_REQUIREMENT_: Copy out all lines carrying the word "this".

_DATA LINES_:
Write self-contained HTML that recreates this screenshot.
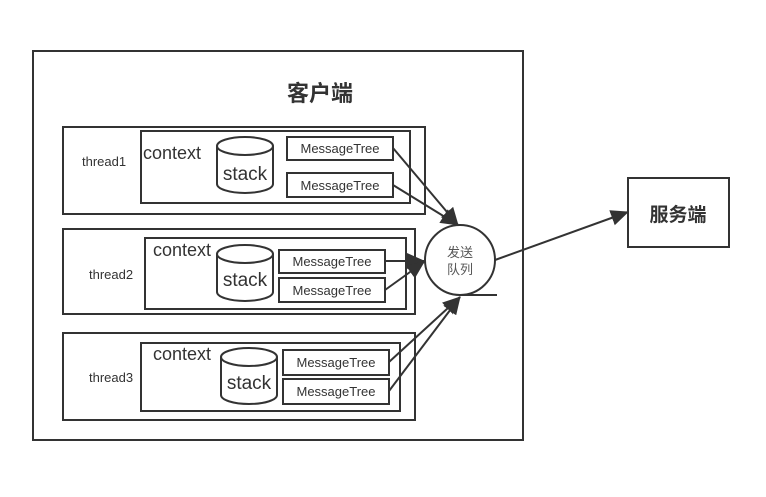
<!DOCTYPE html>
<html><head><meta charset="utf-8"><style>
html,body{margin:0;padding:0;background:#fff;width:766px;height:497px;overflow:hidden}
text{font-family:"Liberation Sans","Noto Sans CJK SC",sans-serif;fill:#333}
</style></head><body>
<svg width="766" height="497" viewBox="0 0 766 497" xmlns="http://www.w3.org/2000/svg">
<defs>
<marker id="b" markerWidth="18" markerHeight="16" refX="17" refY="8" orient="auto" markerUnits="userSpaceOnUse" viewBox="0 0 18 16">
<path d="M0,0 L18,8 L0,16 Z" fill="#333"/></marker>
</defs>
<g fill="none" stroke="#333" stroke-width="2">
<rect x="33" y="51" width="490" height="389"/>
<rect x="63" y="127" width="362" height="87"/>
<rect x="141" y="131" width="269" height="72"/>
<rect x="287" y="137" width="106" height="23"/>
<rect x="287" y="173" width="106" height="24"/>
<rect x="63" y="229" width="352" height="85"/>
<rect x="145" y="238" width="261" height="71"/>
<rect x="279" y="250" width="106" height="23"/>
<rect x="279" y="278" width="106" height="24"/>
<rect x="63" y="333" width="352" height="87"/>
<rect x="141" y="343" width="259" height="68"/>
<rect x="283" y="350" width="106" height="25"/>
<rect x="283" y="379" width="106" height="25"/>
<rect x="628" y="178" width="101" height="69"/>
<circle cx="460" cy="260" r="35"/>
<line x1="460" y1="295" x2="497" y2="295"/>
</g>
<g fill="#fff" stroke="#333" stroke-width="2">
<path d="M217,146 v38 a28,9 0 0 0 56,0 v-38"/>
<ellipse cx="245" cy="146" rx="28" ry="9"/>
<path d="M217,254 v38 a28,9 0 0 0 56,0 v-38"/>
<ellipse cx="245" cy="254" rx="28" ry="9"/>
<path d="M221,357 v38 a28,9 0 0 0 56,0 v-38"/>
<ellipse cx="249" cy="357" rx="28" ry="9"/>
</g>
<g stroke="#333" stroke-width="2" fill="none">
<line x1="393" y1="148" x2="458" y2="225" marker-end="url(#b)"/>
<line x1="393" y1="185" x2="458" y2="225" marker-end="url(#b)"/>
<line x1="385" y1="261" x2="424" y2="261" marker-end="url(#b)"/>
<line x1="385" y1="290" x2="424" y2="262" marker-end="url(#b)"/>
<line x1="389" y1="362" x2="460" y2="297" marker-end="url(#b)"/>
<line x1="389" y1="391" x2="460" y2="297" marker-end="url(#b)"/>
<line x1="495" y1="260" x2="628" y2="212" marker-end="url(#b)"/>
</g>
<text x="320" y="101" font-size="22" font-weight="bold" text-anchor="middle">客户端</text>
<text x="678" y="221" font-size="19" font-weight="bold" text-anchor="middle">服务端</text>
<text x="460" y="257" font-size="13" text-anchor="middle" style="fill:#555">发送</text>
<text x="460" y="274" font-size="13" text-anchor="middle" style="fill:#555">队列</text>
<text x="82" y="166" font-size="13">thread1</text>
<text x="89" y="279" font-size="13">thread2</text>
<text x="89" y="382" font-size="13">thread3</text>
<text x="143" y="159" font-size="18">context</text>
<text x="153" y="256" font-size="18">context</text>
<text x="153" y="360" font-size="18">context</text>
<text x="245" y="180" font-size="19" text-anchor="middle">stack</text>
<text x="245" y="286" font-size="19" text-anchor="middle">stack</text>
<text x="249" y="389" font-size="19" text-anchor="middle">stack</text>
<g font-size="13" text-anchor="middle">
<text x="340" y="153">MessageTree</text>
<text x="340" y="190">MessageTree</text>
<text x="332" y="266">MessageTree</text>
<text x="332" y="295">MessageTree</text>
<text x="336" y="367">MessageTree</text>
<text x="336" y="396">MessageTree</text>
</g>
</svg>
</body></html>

---

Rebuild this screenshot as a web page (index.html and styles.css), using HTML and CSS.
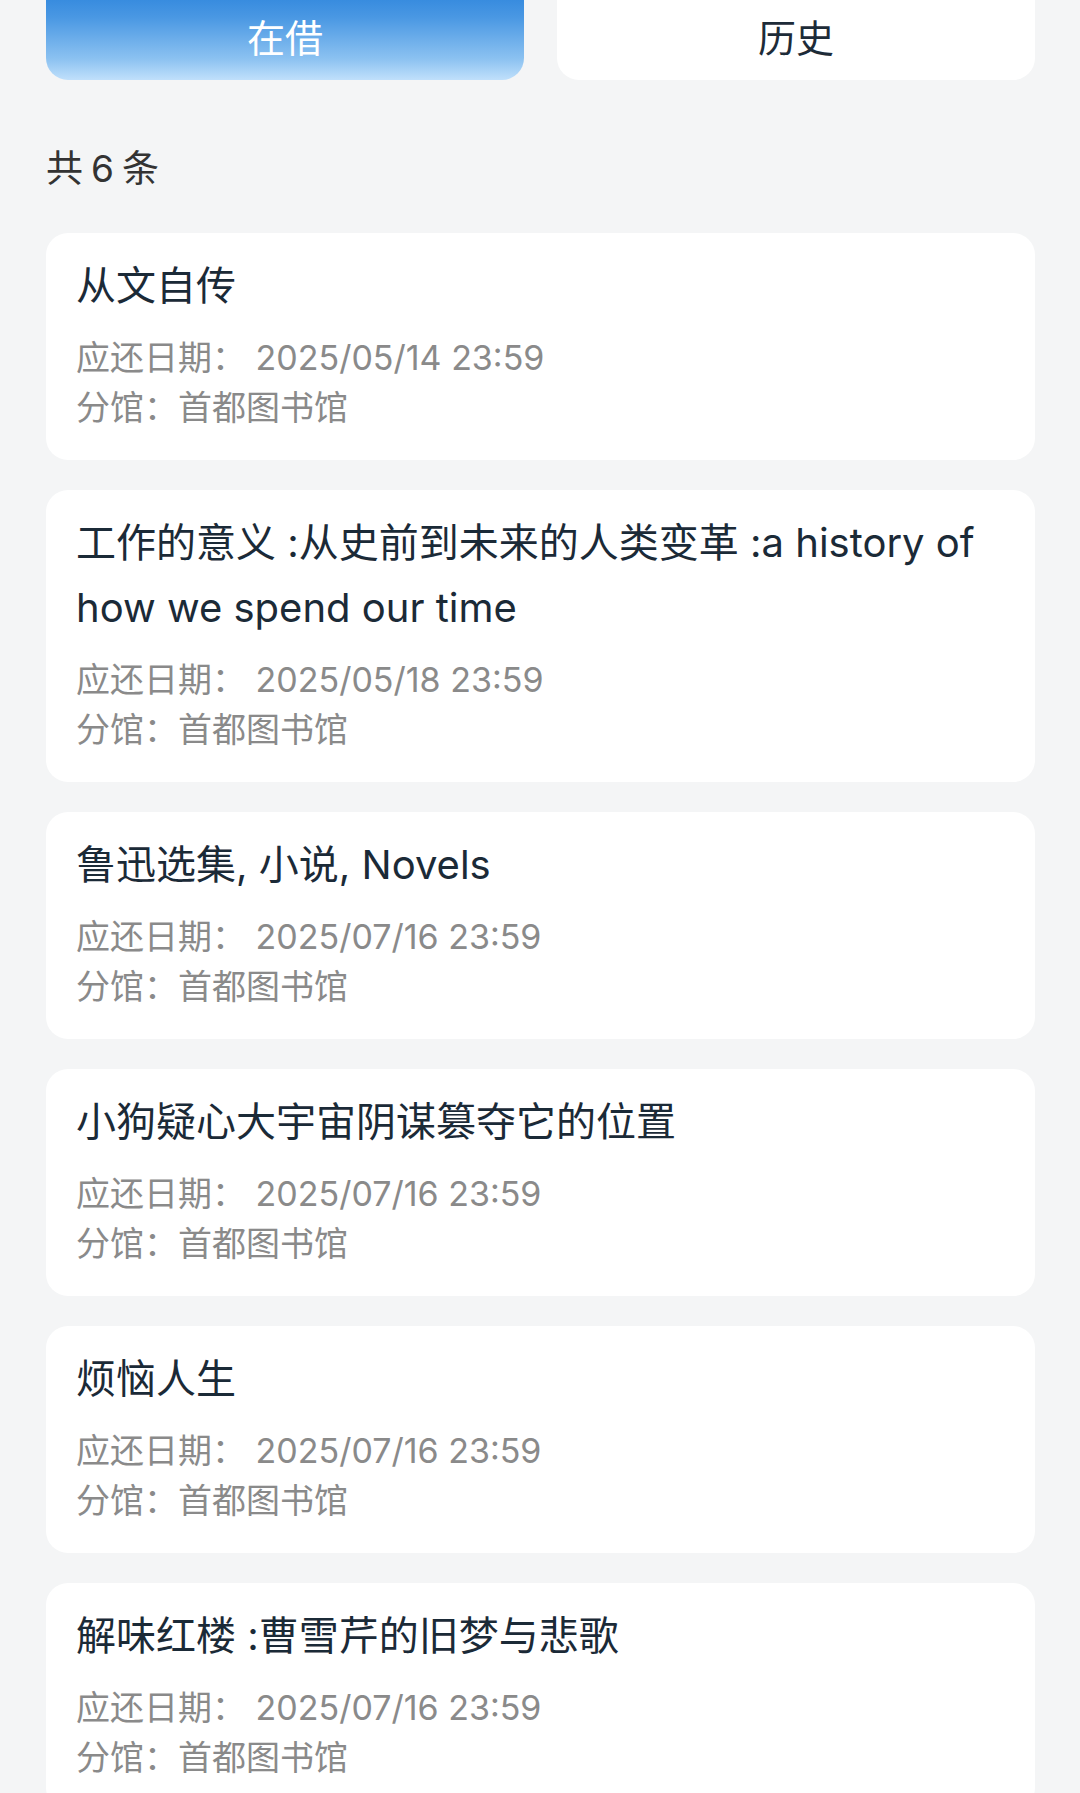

_FINISHED EXERCISE_:
Write self-contained HTML that recreates this screenshot.
Rebuild this screenshot as a web page (index.html and styles.css), using HTML and CSS.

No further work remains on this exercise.